Sunday, February 3, 2013

ABYSSINIAN CATS

If you look at a modern map, you will not see any country with the name of Abyssinia.  And that is because the country that used to be called Abyssinia is now called Ethiopia.  I guess we could change the name of Abyssinian cats to Ethiopian cats, but there wouldn't be too much point to that, because Abyssinian cats didn't really come from Abyssinia anyway.














Zula
Actually, some people thought that Abyssinian cats came from Egypt, because they looked just like those cats that the Egyptians made carvings and murals of.  Other people believed that British soldiers brought home a cat named Zula at the end of the Abyssinian war in 1868, and that Zula was the Mother Cat who started the Abyssinian breed.  But genetic studies now show that the modern Abyssinian is probably most closely related to cats in the coastal area of the Bay of Bengal in India.

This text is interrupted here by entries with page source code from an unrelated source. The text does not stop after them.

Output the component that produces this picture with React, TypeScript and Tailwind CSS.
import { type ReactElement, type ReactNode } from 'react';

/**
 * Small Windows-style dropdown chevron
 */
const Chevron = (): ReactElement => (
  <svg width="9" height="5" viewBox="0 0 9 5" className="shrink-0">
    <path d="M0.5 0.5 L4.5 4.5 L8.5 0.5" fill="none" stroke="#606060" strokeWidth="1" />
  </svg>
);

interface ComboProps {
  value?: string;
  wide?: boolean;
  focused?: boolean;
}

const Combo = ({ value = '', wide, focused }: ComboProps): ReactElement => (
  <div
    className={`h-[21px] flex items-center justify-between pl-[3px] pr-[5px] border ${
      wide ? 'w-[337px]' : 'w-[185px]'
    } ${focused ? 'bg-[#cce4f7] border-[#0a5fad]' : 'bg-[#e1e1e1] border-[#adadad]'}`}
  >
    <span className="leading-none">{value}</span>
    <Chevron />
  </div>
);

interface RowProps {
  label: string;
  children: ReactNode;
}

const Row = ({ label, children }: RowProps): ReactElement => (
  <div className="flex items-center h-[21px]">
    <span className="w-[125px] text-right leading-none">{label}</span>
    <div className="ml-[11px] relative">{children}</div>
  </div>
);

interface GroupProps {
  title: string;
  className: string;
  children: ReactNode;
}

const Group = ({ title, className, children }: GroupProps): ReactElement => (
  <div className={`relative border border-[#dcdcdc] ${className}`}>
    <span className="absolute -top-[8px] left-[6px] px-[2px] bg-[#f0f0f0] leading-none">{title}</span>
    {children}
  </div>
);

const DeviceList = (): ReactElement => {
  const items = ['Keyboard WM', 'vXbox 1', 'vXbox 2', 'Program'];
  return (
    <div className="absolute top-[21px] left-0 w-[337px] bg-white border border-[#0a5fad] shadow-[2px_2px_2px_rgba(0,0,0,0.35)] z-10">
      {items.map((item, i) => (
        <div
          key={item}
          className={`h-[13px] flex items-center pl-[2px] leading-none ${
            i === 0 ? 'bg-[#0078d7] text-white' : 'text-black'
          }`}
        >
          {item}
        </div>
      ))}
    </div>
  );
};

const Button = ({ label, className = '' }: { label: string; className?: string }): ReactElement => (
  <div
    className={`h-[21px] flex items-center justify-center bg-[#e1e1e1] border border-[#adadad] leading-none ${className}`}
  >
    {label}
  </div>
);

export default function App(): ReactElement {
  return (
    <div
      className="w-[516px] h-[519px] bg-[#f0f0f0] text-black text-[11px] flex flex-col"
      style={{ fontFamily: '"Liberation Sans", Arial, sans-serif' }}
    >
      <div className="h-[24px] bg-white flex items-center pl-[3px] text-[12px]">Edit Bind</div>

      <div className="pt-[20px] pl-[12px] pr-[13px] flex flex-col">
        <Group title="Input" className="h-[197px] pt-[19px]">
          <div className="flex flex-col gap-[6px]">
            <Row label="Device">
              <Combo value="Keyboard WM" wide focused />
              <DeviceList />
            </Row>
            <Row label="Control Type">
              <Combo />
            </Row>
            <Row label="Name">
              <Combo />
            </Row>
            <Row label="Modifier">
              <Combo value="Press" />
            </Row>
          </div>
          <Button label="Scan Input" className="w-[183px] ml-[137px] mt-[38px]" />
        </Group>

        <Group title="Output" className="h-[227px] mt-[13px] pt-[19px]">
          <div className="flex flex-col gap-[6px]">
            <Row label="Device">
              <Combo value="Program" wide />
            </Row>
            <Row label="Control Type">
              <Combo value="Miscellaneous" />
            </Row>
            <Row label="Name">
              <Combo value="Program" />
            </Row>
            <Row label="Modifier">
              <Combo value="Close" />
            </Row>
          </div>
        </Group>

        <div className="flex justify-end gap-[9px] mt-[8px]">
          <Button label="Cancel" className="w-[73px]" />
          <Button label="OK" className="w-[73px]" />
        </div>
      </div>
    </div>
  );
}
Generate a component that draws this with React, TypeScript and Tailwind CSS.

Anyway, even though we don't know where the first Abyssinians came from, we do know that a bunch of them ended up in Great Britain, and that's where the breed was developed.

Abyssinians came to the U.S. in the early 1900s, and were first exhibited here in 1909.  Later on, in the 1930s, more breeders got interested in Abyssinians, and pretty soon these cats became one of the most popular American breeds.






Ticking macro; photo by Martin Bahmann
The coat of an Abyssinian is medium in length, and it is very dense and silky.  There is a similar breed with a longer coat, and it is called the Somali.  Both of these breeds have special, very interesting coats because of a dominant mutant gene called Ta.  Each hair of the cat's coat has what is called "ticking," and this means there is a light color at the root, with 3 or 4 bands of darker color as you go towards the hair tip.  Only Abyssinians, Somalis, and Singapuras have this ticking in their coats.





Somali cat
Here are the colors that Somalis and Abyssinians can have:  Ruddy, Chocolate, Cinnamon, Blue, Lilac, and Fawn.  And each of these colors has a silver version, where the color of the hair closest to the skin is an icy white.  Kittens are born with dark coats that lighten as they get older.  It takes several months for them to get to their final coat color.










Abyssinians are very active, playful, and intelligent cats.  They like to go everyplace and check out every nook and cranny, which is what my sister Latifa also does.  Except that she is black, so I'm pretty sure she's not an Abyssinian!  Abys are not very good lap cats because they are always too busy playing and exploring.  Some of them make good show cats, but others are too shy in public.









At home, they like to check out what everybody is doing.  If they can get a good view of what's going on, like from the top of the refrigerator or by looking out a window, they will be happy.  And sometimes they really do come and snuggle under the covers with you.










So if you want a cat who is outgoing and lots of fun and very active, you might want to get an Abyssinian.  But if you want a cat who will mostly sit in you lap and purr while you watch TV, you should maybe get a different breed.  And if you want a pet who will go for walks with you in the park, then you should get a dog!